- **What the task requires**
Output the full listing below exactly, without the pictures.

- **Data**
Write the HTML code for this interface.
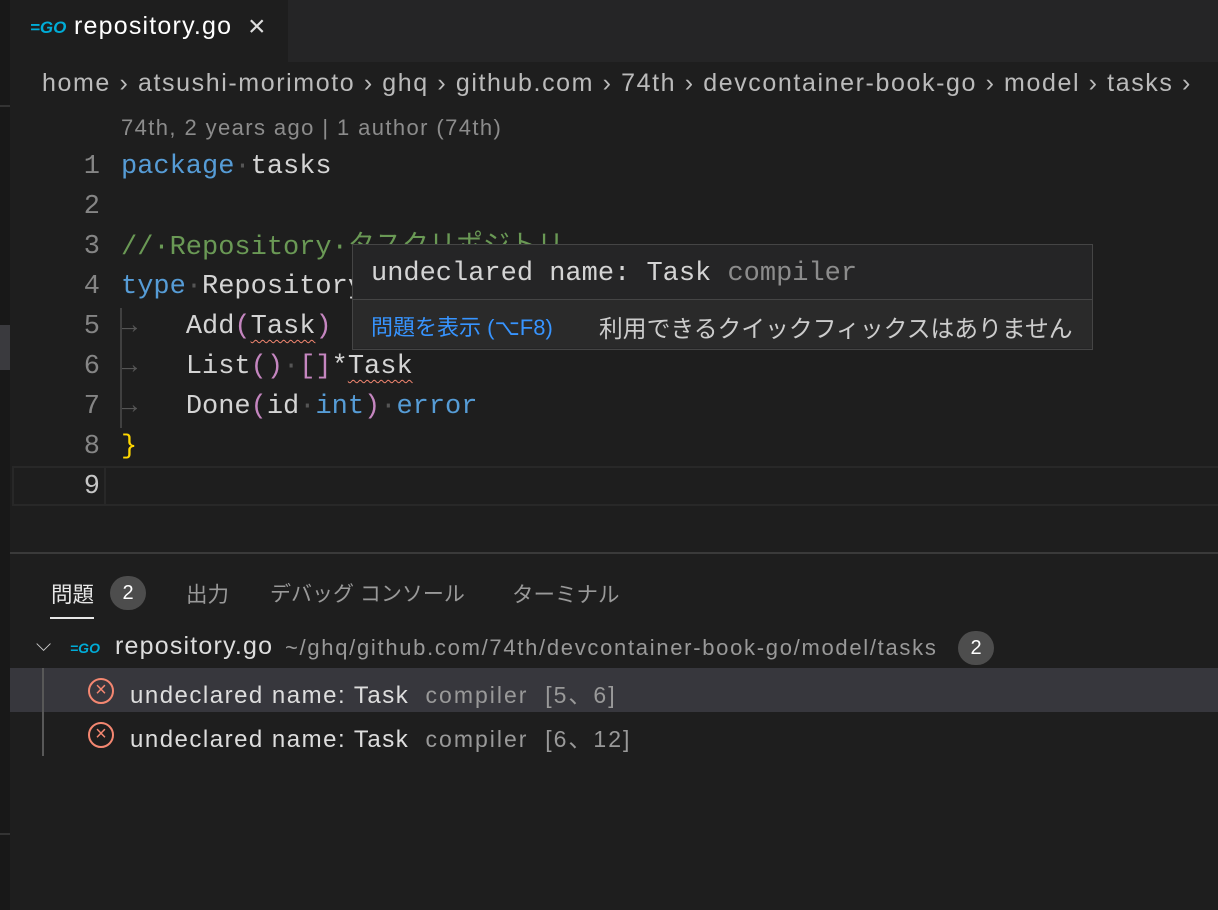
<!DOCTYPE html>
<html><head><meta charset="utf-8"><style>
body{margin:0;width:1218px;height:910px;background:#1e1e1e;overflow:hidden;position:relative;font-family:"Liberation Sans","Noto Sans CJK JP",sans-serif;}
.a{position:absolute;white-space:pre;}
.m{font-family:"Liberation Mono","Noto Sans CJK JP",monospace;font-size:27px;line-height:40px;}
.ln{color:#858585;width:100px;text-align:right;left:0}
.kw{color:#569cd6}.cm{color:#6a9955}.pn{color:#c586c0}.tx{color:#d4d4d4}.dot{color:#555}
.sq{text-decoration:underline wavy #f48771;text-decoration-thickness:1px;text-underline-offset:6px}
</style></head><body>
<div class="a" style="left:0;top:0;width:10px;height:910px;background:#181818"></div>
<div class="a" style="left:0;top:325px;width:10px;height:45px;background:#3a3a3e"></div>
<div class="a" style="left:0;top:105px;width:10px;height:2px;background:#333"></div>
<div class="a" style="left:10px;top:0;width:1208px;height:62px;background:#252526"></div>
<div class="a" style="left:10px;top:0;width:278px;height:62px;background:#1e1e1e"></div>
<div class="a" style="left:30px;top:18px;font:italic bold 17px 'Liberation Sans';color:#00acd7">=GO</div>
<div class="a" style="left:74px;top:12px;font-size:25px;letter-spacing:1.2px;color:#fff">repository.go</div>
<div class="a" style="left:248px;top:10px;font-size:30px;color:#ddd">×</div>
<div class="a" style="left:42px;top:69px;font-size:25px;letter-spacing:1.6px;color:#bbb">home › atsushi-morimoto › ghq › github.com › 74th › devcontainer-book-go › model › tasks ›</div>
<div class="a" style="left:121px;top:115px;font-size:22px;letter-spacing:1.4px;color:#8c8c8c">74th, 2 years ago | 1 author (74th)</div>
<div class="a m ln" style="top:147px">1</div>
<div class="a m" style="left:121px;top:147px"><span class="kw">package</span><span class="dot">·</span><span class="tx">tasks</span></div>
<div class="a m ln" style="top:187px">2</div>
<div class="a m ln" style="top:227px">3</div>
<div class="a m cm" style="left:121px;top:228px">//·Repository·タスクリポジトリ</div>
<div class="a m ln" style="top:267px">4</div>
<div class="a m" style="left:121px;top:267px"><span class="kw">type</span><span class="dot">·</span><span class="tx">Repository</span></div>
<div class="a m ln" style="top:307px">5</div>
<div class="a m" style="left:121px;top:307px"><span class="dot">→   </span><span class="tx">Add</span><span class="pn">(</span><span class="tx sq">Task</span><span class="pn">)</span></div>
<div class="a m ln" style="top:347px">6</div>
<div class="a m" style="left:121px;top:347px"><span class="dot">→   </span><span class="tx">List</span><span class="pn">()</span><span class="dot">·</span><span class="pn">[]</span><span class="tx">*</span><span class="tx sq">Task</span></div>
<div class="a m ln" style="top:387px">7</div>
<div class="a m" style="left:121px;top:387px"><span class="dot">→   </span><span class="tx">Done</span><span class="pn">(</span><span class="tx">id</span><span class="dot">·</span><span class="kw">int</span><span class="pn">)</span><span class="dot">·</span><span class="kw">error</span></div>
<div class="a m ln" style="top:427px">8</div>
<div class="a m" style="left:121px;top:427px;color:#ffd700">}</div>
<div class="a" style="left:120px;top:308px;width:2px;height:120px;background:#404040"></div>
<div class="a" style="left:12px;top:466px;width:1206px;height:36px;border:2px solid #282828"></div>
<div class="a" style="left:104px;top:468px;width:2px;height:36px;background:#282828"></div>
<div class="a m ln" style="top:467px;color:#c6c6c6">9</div>
<div class="a" style="left:352px;top:244px;width:739px;height:104px;background:#252526;border:1px solid #454545"></div>
<div class="a" style="left:353px;top:299px;width:739px;height:1px;background:#454545"></div>
<div class="a" style="left:353px;top:300px;width:739px;height:48px;background:#2a2a2a"></div>
<div class="a m" style="left:371px;top:254px"><span class="tx">undeclared name: Task </span><span style="color:#8c8c8c">compiler</span></div>
<div class="a" style="left:371px;top:310px;font-size:22px;color:#3794ff">問題を表示 (⌥F8)</div>
<div class="a" style="left:599px;top:309px;font-size:23.8px;color:#ccc">利用できるクイックフィックスはありません</div>
<div class="a" style="left:10px;top:552px;width:1208px;height:2px;background:#3a3a3a"></div>
<div class="a" style="left:51px;top:578px;font-size:21.5px;color:#e7e7e7">問題</div>
<div class="a" style="left:50px;top:617px;width:44px;height:2px;background:#e7e7e7"></div>
<div class="a" style="left:110px;top:576px;width:36px;height:34px;border-radius:17px;background:#4d4d4d;color:#fff;font-size:20px;text-align:center;line-height:34px">2</div>
<div class="a" style="left:186px;top:578px;font-size:21.5px;color:#999">出力</div>
<div class="a" style="left:270px;top:578px;font-size:21px;color:#999">デバッグ コンソール</div>
<div class="a" style="left:512px;top:578px;font-size:21.5px;color:#999">ターミナル</div>
<div class="a" style="left:36px;top:634px;font-size:20px;color:#ccc">⌵</div>
<div class="a" style="left:70px;top:640px;font:italic bold 14px 'Liberation Sans';color:#00acd7">=GO</div>
<div class="a" style="left:115px;top:632px;font-size:25px;letter-spacing:1.2px;color:#ddd">repository.go</div>
<div class="a" style="left:285px;top:635px;font-size:22px;letter-spacing:1.7px;color:#999">~/ghq/github.com/74th/devcontainer-book-go/model/tasks</div>
<div class="a" style="left:958px;top:631px;width:36px;height:34px;border-radius:17px;background:#4d4d4d;color:#fff;font-size:20px;text-align:center;line-height:34px">2</div>
<div class="a" style="left:10px;top:668px;width:1208px;height:44px;background:#37373d"></div>
<div class="a" style="left:42px;top:668px;width:2px;height:88px;background:#585858"></div>
<div class="a" style="left:88px;top:678px;width:22px;height:22px;border:2px solid #f48771;border-radius:50%;color:#f48771;font-size:20px;line-height:21px;text-align:center">×</div>
<div class="a" style="left:130px;top:676px;font-size:24px;letter-spacing:1.5px;color:#ddd">undeclared name: Task  <span style="color:#999;font-size:23px;letter-spacing:2px">compiler  [5、6]</span></div>
<div class="a" style="left:88px;top:722px;width:22px;height:22px;border:2px solid #f48771;border-radius:50%;color:#f48771;font-size:20px;line-height:21px;text-align:center">×</div>
<div class="a" style="left:130px;top:720px;font-size:24px;letter-spacing:1.5px;color:#ddd">undeclared name: Task  <span style="color:#999;font-size:23px;letter-spacing:2px">compiler  [6、12]</span></div>
<div class="a" style="left:0;top:833px;width:10px;height:2px;background:#333"></div>
</body></html>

- **Final result**
Write the HTML code for this interface.
<!DOCTYPE html>
<html><head><meta charset="utf-8"><style>
body{margin:0;width:1218px;height:910px;background:#1e1e1e;overflow:hidden;position:relative;font-family:"Liberation Sans","Noto Sans CJK JP",sans-serif;}
.a{position:absolute;white-space:pre;}
.m{font-family:"Liberation Mono","Noto Sans CJK JP",monospace;font-size:27px;line-height:40px;}
.ln{color:#858585;width:100px;text-align:right;left:0}
.kw{color:#569cd6}.cm{color:#6a9955}.pn{color:#c586c0}.tx{color:#d4d4d4}.dot{color:#555}
.sq{text-decoration:underline wavy #f48771;text-decoration-thickness:1px;text-underline-offset:6px}
</style></head><body>
<div class="a" style="left:0;top:0;width:10px;height:910px;background:#181818"></div>
<div class="a" style="left:0;top:325px;width:10px;height:45px;background:#3a3a3e"></div>
<div class="a" style="left:0;top:105px;width:10px;height:2px;background:#333"></div>
<div class="a" style="left:10px;top:0;width:1208px;height:62px;background:#252526"></div>
<div class="a" style="left:10px;top:0;width:278px;height:62px;background:#1e1e1e"></div>
<div class="a" style="left:30px;top:18px;font:italic bold 17px 'Liberation Sans';color:#00acd7">=GO</div>
<div class="a" style="left:74px;top:12px;font-size:25px;letter-spacing:1.2px;color:#fff">repository.go</div>
<div class="a" style="left:248px;top:10px;font-size:30px;color:#ddd">×</div>
<div class="a" style="left:42px;top:69px;font-size:25px;letter-spacing:1.6px;color:#bbb">home › atsushi-morimoto › ghq › github.com › 74th › devcontainer-book-go › model › tasks ›</div>
<div class="a" style="left:121px;top:115px;font-size:22px;letter-spacing:1.4px;color:#8c8c8c">74th, 2 years ago | 1 author (74th)</div>
<div class="a m ln" style="top:147px">1</div>
<div class="a m" style="left:121px;top:147px"><span class="kw">package</span><span class="dot">·</span><span class="tx">tasks</span></div>
<div class="a m ln" style="top:187px">2</div>
<div class="a m ln" style="top:227px">3</div>
<div class="a m cm" style="left:121px;top:228px">//·Repository·タスクリポジトリ</div>
<div class="a m ln" style="top:267px">4</div>
<div class="a m" style="left:121px;top:267px"><span class="kw">type</span><span class="dot">·</span><span class="tx">Repository</span></div>
<div class="a m ln" style="top:307px">5</div>
<div class="a m" style="left:121px;top:307px"><span class="dot">→   </span><span class="tx">Add</span><span class="pn">(</span><span class="tx sq">Task</span><span class="pn">)</span></div>
<div class="a m ln" style="top:347px">6</div>
<div class="a m" style="left:121px;top:347px"><span class="dot">→   </span><span class="tx">List</span><span class="pn">()</span><span class="dot">·</span><span class="pn">[]</span><span class="tx">*</span><span class="tx sq">Task</span></div>
<div class="a m ln" style="top:387px">7</div>
<div class="a m" style="left:121px;top:387px"><span class="dot">→   </span><span class="tx">Done</span><span class="pn">(</span><span class="tx">id</span><span class="dot">·</span><span class="kw">int</span><span class="pn">)</span><span class="dot">·</span><span class="kw">error</span></div>
<div class="a m ln" style="top:427px">8</div>
<div class="a m" style="left:121px;top:427px;color:#ffd700">}</div>
<div class="a" style="left:120px;top:308px;width:2px;height:120px;background:#404040"></div>
<div class="a" style="left:12px;top:466px;width:1206px;height:36px;border:2px solid #282828"></div>
<div class="a" style="left:104px;top:468px;width:2px;height:36px;background:#282828"></div>
<div class="a m ln" style="top:467px;color:#c6c6c6">9</div>
<div class="a" style="left:352px;top:244px;width:739px;height:104px;background:#252526;border:1px solid #454545"></div>
<div class="a" style="left:353px;top:299px;width:739px;height:1px;background:#454545"></div>
<div class="a" style="left:353px;top:300px;width:739px;height:48px;background:#2a2a2a"></div>
<div class="a m" style="left:371px;top:254px"><span class="tx">undeclared name: Task </span><span style="color:#8c8c8c">compiler</span></div>
<div class="a" style="left:371px;top:310px;font-size:22px;color:#3794ff">問題を表示 (⌥F8)</div>
<div class="a" style="left:599px;top:309px;font-size:23.8px;color:#ccc">利用できるクイックフィックスはありません</div>
<div class="a" style="left:10px;top:552px;width:1208px;height:2px;background:#3a3a3a"></div>
<div class="a" style="left:51px;top:578px;font-size:21.5px;color:#e7e7e7">問題</div>
<div class="a" style="left:50px;top:617px;width:44px;height:2px;background:#e7e7e7"></div>
<div class="a" style="left:110px;top:576px;width:36px;height:34px;border-radius:17px;background:#4d4d4d;color:#fff;font-size:20px;text-align:center;line-height:34px">2</div>
<div class="a" style="left:186px;top:578px;font-size:21.5px;color:#999">出力</div>
<div class="a" style="left:270px;top:578px;font-size:21px;color:#999">デバッグ コンソール</div>
<div class="a" style="left:512px;top:578px;font-size:21.5px;color:#999">ターミナル</div>
<div class="a" style="left:36px;top:634px;font-size:20px;color:#ccc">⌵</div>
<div class="a" style="left:70px;top:640px;font:italic bold 14px 'Liberation Sans';color:#00acd7">=GO</div>
<div class="a" style="left:115px;top:632px;font-size:25px;letter-spacing:1.2px;color:#ddd">repository.go</div>
<div class="a" style="left:285px;top:635px;font-size:22px;letter-spacing:1.7px;color:#999">~/ghq/github.com/74th/devcontainer-book-go/model/tasks</div>
<div class="a" style="left:958px;top:631px;width:36px;height:34px;border-radius:17px;background:#4d4d4d;color:#fff;font-size:20px;text-align:center;line-height:34px">2</div>
<div class="a" style="left:10px;top:668px;width:1208px;height:44px;background:#37373d"></div>
<div class="a" style="left:42px;top:668px;width:2px;height:88px;background:#585858"></div>
<div class="a" style="left:88px;top:678px;width:22px;height:22px;border:2px solid #f48771;border-radius:50%;color:#f48771;font-size:20px;line-height:21px;text-align:center">×</div>
<div class="a" style="left:130px;top:676px;font-size:24px;letter-spacing:1.5px;color:#ddd">undeclared name: Task  <span style="color:#999;font-size:23px;letter-spacing:2px">compiler  [5、6]</span></div>
<div class="a" style="left:88px;top:722px;width:22px;height:22px;border:2px solid #f48771;border-radius:50%;color:#f48771;font-size:20px;line-height:21px;text-align:center">×</div>
<div class="a" style="left:130px;top:720px;font-size:24px;letter-spacing:1.5px;color:#ddd">undeclared name: Task  <span style="color:#999;font-size:23px;letter-spacing:2px">compiler  [6、12]</span></div>
<div class="a" style="left:0;top:833px;width:10px;height:2px;background:#333"></div>
</body></html>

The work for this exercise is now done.